Back to square one - that's a false dichotomy. And it's the wrong question.
In most organizations, it will be a huge struggle and steep learning journey to form such teams, and it's entirely moot to discuss how we label them.
Before even considering whether we should re-organize, we should ponder whether any of the above five factors is currently the hindering constraint in organizational performance.
If, instead of all of these, the performance constraint rests outside the current teams - for example, in policies and procedures, in politics or processes, in budget or timelines - then it's entirely irrelevant how teams are organized, as even the "ideal feature team" would still suffer from the same constraints.
Conclusion
The entire discussion of "feature teams or component teams" is a red herring.

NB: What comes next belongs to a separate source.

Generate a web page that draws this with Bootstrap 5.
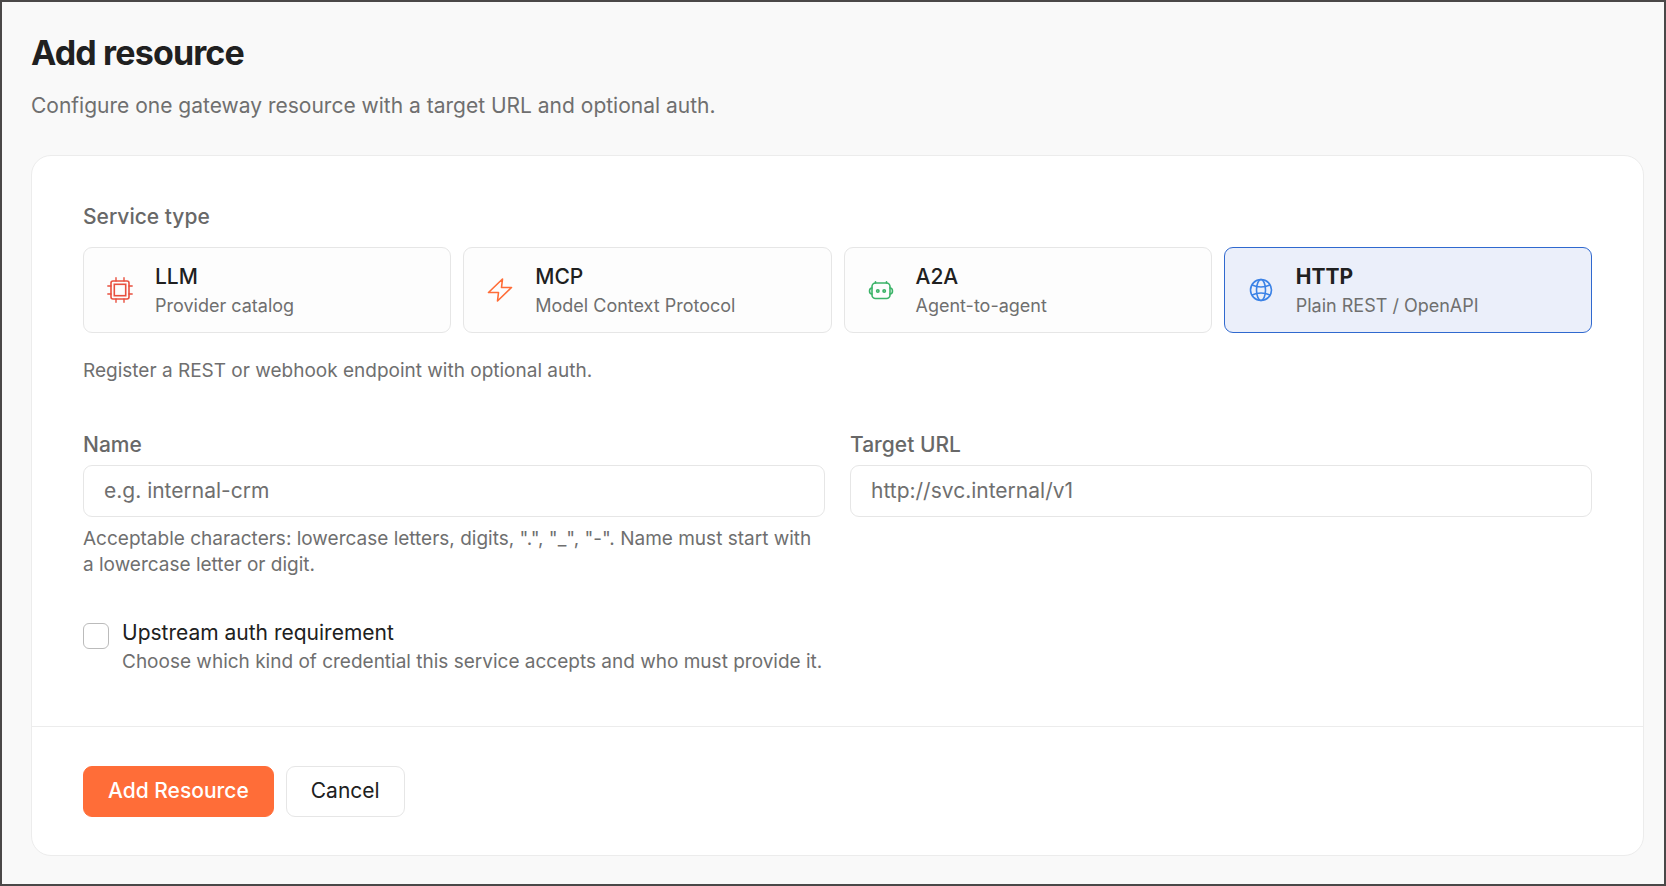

Reorganizing teams is only relevant if it elevates the current constraint - and the question is not whether it should be a "proper Feature Team" or whether "component teams have dependencies".
The right question is: "will the reorganization elevate the constraint on the current system?" - only if that is the case, then will the new team structure generate any better outcomes than the previous structure!
Hence: Work on your systemic constraints. Bring those people together who can elevate the constraint. Just let people work until the team structure is the constraint! And don't assume it is until you have supporting evidence!